* _Task instructions_
Repeat, exactly and only, the lines from the beginning of the data through the line with "number; y: number;". Pictures are left out.

(Items from a dataset)
↓↓↓
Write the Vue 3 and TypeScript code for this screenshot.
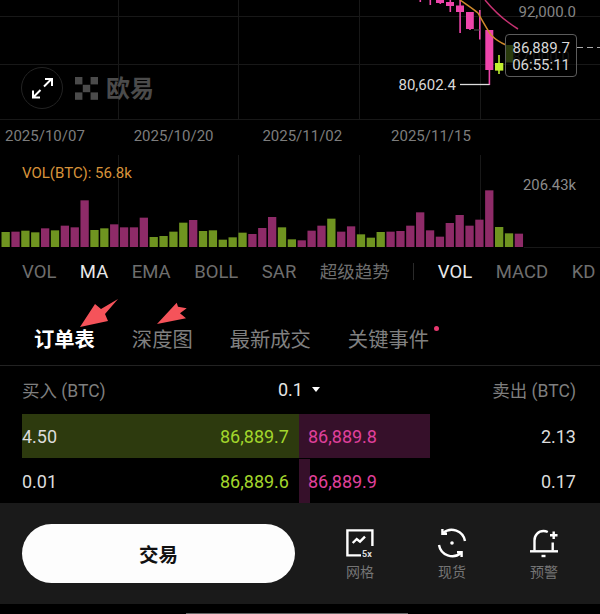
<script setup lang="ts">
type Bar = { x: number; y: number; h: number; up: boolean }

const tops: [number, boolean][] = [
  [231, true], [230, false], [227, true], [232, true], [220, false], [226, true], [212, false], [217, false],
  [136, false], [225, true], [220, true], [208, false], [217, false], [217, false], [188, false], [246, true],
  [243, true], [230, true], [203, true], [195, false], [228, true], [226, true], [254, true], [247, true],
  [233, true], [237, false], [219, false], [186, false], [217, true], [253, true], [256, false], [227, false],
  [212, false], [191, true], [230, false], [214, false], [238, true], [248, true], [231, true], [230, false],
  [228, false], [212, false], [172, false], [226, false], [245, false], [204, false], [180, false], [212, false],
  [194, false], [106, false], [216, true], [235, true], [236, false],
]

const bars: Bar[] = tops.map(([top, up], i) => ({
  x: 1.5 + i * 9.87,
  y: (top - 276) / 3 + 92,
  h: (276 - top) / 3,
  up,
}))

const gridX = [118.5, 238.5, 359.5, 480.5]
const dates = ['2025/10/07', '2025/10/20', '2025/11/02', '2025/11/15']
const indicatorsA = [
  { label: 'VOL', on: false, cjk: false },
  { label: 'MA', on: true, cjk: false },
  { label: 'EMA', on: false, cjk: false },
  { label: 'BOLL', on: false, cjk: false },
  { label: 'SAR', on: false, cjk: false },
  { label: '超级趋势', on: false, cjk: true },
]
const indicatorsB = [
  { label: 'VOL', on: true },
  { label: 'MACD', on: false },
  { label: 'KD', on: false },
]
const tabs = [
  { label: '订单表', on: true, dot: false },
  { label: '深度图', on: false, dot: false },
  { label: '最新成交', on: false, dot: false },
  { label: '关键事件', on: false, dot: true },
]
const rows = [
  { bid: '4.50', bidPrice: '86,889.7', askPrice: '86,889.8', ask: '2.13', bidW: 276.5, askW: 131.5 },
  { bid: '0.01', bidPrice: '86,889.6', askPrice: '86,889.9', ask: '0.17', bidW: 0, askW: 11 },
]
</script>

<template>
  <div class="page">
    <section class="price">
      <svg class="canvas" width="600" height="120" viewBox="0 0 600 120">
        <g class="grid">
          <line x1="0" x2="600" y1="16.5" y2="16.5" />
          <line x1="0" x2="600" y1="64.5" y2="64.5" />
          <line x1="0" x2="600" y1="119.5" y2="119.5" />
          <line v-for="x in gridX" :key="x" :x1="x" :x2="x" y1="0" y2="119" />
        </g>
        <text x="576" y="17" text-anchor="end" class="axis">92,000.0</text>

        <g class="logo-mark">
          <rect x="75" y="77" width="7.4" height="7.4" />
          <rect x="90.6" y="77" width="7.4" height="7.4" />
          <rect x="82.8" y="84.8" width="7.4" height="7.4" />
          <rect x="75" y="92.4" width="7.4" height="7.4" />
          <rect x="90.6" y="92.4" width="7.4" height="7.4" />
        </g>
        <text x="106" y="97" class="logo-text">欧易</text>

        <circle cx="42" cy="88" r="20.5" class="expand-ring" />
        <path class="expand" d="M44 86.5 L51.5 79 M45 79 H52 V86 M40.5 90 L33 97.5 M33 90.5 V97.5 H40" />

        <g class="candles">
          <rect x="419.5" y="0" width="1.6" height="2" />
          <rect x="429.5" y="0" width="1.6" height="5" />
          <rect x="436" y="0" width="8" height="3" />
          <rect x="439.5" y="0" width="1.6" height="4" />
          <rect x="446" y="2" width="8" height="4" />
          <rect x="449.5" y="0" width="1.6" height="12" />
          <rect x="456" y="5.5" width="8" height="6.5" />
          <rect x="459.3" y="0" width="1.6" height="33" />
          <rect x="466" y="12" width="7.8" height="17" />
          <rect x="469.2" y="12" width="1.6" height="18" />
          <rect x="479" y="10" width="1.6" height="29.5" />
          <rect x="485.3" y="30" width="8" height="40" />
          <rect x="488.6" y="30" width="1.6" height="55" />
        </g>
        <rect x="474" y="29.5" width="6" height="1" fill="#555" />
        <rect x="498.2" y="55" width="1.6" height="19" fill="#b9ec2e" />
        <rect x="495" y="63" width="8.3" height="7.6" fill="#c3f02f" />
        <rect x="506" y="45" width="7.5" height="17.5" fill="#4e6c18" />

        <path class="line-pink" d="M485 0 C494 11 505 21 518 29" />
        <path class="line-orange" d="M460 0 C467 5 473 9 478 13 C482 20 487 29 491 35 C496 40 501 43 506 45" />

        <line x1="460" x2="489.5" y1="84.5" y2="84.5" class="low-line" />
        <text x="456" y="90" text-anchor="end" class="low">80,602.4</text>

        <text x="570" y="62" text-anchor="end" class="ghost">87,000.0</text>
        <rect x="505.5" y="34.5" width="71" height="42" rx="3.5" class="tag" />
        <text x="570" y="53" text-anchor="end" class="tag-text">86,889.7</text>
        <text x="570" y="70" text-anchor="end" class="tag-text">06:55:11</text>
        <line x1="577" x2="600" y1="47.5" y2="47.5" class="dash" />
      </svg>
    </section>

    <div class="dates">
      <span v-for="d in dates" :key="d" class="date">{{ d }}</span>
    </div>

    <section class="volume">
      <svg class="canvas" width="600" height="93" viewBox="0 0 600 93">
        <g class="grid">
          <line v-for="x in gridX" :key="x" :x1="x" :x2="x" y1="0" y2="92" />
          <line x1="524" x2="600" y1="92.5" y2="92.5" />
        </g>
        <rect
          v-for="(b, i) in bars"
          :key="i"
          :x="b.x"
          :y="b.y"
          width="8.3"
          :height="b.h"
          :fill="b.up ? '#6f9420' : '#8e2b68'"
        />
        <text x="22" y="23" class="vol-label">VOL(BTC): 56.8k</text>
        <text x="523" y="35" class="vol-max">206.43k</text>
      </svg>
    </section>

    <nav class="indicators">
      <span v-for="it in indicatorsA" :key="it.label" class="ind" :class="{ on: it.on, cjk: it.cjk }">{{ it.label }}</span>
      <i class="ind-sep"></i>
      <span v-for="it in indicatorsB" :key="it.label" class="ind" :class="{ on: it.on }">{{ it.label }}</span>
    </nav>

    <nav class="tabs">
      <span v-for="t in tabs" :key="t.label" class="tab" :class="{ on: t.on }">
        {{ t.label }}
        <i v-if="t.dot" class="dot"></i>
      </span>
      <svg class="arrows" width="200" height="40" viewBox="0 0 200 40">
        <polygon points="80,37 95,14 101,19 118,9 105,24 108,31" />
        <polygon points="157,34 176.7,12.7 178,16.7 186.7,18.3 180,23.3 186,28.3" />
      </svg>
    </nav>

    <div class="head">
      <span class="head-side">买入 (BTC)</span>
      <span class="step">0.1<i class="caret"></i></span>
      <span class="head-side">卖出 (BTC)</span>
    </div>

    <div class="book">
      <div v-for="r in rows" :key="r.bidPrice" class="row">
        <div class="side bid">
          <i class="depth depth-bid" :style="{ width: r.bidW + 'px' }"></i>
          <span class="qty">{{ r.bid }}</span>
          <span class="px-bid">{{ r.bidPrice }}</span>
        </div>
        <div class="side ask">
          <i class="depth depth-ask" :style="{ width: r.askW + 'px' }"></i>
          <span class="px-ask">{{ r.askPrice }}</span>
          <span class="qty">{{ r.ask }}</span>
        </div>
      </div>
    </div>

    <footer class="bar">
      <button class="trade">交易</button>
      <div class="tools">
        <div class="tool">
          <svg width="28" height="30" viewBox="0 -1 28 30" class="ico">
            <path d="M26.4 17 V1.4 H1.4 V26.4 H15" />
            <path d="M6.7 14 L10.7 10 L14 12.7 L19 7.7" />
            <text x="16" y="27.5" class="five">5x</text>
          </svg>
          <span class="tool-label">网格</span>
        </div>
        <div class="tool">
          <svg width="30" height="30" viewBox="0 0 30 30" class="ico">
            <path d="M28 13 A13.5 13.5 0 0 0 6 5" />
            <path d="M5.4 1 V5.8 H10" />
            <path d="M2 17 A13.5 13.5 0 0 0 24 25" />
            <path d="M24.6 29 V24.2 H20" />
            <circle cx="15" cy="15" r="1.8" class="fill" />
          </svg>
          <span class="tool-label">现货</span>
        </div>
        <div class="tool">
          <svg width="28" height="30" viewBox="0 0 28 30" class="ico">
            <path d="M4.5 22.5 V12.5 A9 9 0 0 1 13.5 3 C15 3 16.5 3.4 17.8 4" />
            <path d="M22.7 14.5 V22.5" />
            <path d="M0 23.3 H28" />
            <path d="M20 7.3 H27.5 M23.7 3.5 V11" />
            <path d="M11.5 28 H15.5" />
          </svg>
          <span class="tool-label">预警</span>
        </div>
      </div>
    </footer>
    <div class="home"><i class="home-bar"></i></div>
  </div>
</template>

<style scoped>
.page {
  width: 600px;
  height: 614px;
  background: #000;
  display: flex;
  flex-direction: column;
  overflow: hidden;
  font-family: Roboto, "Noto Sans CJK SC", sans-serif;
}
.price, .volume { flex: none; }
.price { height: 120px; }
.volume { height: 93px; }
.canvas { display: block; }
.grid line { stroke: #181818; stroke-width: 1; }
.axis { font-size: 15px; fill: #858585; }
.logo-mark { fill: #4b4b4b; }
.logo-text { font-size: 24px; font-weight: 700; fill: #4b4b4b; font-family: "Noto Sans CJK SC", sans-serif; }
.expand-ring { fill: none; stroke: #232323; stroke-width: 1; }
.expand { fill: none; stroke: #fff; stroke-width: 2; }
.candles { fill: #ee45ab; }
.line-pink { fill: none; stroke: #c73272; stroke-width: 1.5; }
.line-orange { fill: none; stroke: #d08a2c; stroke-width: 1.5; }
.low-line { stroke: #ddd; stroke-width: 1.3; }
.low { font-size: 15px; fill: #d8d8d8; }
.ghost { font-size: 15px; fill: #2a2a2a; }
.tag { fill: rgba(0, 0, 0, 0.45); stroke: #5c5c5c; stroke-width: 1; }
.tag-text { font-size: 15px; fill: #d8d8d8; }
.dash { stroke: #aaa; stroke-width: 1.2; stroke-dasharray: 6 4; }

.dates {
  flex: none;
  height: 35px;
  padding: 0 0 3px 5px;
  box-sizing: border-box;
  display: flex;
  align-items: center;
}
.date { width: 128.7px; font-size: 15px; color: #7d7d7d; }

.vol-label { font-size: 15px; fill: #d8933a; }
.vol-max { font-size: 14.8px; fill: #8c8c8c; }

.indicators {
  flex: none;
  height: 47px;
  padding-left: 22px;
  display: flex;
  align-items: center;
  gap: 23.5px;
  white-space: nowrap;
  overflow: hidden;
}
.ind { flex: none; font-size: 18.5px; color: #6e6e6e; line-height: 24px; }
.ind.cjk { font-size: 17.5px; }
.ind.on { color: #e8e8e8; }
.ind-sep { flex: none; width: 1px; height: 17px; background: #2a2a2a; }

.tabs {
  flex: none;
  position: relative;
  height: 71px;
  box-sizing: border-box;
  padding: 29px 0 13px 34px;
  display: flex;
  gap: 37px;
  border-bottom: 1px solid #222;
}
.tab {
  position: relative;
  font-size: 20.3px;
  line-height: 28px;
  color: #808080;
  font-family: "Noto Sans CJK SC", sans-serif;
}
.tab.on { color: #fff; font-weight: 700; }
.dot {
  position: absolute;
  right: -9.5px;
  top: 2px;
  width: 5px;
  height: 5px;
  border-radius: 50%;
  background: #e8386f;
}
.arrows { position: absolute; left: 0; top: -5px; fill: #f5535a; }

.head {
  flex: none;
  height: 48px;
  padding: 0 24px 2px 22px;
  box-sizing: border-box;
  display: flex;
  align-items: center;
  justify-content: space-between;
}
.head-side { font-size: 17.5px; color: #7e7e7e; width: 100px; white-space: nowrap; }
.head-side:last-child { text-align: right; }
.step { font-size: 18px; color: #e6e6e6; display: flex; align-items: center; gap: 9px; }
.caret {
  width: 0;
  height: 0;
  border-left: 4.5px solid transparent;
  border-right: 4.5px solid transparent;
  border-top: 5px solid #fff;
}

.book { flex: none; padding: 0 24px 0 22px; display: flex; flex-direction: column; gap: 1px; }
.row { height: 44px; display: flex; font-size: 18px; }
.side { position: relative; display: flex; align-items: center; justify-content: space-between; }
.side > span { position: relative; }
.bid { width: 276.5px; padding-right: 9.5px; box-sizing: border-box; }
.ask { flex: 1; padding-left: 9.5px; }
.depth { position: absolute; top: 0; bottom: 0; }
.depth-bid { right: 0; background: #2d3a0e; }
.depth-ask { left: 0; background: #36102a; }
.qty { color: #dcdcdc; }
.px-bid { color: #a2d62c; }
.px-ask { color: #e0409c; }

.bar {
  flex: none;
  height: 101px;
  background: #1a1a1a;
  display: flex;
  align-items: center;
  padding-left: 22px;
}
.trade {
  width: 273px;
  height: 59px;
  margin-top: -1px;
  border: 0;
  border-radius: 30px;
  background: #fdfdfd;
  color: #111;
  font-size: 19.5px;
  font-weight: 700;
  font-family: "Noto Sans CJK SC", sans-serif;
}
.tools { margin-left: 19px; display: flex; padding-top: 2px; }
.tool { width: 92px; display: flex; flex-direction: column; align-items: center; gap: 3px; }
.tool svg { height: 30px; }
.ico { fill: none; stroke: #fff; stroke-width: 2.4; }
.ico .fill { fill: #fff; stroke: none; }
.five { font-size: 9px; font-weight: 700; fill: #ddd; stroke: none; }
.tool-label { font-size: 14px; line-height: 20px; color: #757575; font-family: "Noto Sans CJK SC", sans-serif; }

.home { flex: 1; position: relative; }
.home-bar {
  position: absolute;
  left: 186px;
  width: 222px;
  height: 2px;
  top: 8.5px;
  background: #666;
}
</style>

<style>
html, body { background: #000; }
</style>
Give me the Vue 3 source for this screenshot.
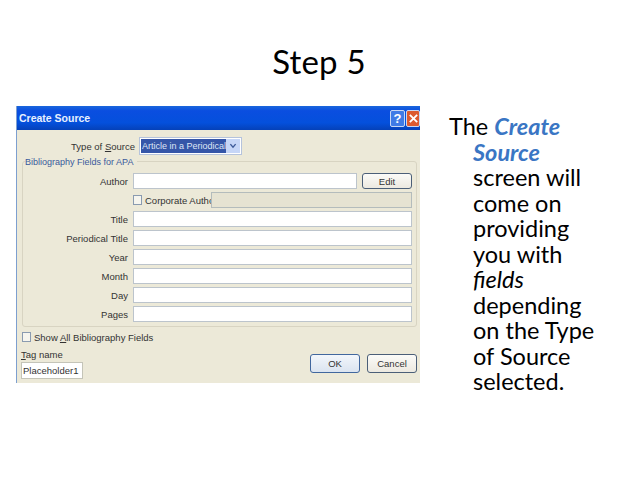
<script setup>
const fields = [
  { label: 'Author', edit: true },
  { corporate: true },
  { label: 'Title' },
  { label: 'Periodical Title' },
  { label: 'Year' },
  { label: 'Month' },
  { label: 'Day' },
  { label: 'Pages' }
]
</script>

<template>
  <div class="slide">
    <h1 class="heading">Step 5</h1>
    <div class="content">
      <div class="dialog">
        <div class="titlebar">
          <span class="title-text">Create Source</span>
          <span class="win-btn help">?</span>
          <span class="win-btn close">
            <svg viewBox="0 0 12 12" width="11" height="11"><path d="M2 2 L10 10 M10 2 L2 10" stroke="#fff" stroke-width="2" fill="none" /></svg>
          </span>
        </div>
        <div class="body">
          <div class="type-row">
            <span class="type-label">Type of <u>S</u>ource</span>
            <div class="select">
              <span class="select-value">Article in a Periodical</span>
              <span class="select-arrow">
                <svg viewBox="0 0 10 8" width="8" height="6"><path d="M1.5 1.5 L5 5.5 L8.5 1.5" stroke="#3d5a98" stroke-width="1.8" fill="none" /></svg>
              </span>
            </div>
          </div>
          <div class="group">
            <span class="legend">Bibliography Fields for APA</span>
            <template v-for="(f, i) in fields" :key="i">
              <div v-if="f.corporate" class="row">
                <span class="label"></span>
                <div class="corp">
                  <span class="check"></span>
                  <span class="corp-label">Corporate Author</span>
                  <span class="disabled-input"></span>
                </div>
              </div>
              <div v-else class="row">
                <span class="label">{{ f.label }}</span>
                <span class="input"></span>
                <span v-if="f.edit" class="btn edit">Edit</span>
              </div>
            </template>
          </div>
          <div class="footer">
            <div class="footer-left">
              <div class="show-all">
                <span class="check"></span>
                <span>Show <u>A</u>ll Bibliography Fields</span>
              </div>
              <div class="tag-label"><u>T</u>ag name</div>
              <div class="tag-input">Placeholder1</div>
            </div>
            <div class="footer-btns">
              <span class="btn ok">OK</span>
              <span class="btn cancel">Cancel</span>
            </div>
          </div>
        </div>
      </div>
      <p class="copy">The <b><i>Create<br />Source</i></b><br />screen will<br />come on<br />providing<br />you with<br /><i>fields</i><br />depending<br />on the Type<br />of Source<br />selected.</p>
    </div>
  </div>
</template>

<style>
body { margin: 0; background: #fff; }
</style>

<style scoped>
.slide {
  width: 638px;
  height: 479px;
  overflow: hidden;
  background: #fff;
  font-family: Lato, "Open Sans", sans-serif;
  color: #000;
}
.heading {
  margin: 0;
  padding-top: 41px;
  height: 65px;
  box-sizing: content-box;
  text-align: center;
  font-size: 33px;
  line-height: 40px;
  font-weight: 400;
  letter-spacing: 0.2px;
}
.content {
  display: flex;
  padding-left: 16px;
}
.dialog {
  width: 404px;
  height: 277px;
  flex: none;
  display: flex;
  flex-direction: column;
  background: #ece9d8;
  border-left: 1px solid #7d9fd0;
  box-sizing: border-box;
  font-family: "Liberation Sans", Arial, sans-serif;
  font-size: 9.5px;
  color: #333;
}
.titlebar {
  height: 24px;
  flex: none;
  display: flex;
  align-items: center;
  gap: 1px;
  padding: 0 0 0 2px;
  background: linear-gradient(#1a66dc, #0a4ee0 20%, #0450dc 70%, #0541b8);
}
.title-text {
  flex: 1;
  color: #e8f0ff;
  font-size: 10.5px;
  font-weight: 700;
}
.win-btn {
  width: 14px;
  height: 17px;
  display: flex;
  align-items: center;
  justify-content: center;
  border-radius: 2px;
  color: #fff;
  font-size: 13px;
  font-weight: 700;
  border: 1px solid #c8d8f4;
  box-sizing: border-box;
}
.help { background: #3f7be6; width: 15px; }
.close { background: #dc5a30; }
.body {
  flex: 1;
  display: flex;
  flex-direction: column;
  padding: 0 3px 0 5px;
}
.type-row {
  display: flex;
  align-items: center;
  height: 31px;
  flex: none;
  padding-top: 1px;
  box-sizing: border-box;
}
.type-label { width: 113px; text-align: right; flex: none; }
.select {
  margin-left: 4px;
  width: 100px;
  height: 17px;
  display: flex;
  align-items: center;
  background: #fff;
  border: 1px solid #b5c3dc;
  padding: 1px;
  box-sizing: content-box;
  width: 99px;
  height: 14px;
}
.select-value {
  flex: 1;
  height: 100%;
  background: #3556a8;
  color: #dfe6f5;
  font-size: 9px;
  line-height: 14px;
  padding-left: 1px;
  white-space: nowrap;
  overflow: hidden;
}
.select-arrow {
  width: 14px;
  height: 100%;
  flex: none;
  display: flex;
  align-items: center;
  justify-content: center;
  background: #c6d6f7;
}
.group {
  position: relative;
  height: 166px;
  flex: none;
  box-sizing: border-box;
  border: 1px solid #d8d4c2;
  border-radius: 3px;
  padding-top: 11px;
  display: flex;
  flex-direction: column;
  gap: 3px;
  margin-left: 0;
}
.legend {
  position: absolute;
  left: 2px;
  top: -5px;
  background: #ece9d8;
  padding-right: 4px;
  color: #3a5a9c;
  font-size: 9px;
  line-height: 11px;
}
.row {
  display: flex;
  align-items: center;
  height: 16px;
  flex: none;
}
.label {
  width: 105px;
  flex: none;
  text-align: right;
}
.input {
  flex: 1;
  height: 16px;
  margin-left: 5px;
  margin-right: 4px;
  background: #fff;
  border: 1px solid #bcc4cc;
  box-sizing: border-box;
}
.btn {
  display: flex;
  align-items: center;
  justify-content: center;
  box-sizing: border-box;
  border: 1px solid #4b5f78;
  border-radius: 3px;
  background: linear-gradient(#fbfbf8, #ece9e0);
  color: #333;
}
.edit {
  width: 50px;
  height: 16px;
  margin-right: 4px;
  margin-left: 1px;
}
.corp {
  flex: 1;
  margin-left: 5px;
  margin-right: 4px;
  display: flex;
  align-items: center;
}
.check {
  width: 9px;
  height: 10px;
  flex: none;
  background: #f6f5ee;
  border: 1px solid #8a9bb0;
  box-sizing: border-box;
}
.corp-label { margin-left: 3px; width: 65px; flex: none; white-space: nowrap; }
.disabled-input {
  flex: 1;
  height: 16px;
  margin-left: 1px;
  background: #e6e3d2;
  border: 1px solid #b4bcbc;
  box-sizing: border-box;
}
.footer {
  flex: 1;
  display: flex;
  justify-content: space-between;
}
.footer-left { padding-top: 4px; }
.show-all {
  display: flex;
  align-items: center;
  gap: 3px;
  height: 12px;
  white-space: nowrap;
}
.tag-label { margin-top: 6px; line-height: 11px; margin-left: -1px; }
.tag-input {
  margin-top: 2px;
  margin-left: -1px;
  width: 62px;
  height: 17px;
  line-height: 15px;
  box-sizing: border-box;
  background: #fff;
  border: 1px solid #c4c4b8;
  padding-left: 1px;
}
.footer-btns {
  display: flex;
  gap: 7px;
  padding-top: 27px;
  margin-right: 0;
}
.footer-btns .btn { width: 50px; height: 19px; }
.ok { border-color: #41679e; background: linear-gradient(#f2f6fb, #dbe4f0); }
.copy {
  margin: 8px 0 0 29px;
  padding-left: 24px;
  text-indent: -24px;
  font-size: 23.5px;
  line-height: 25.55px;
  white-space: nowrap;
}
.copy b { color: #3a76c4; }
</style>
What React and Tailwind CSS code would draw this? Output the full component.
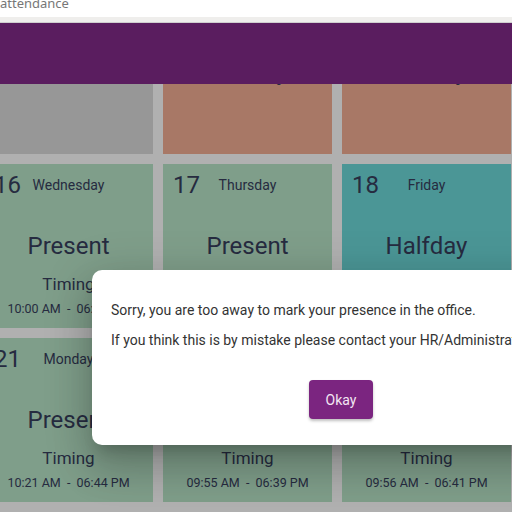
↑↑↑
* _The result_
Write the Vue 3 and TypeScript code for this screenshot.
<script setup lang="ts">
type Bar = { x: number; y: number; h: number; up: boolean }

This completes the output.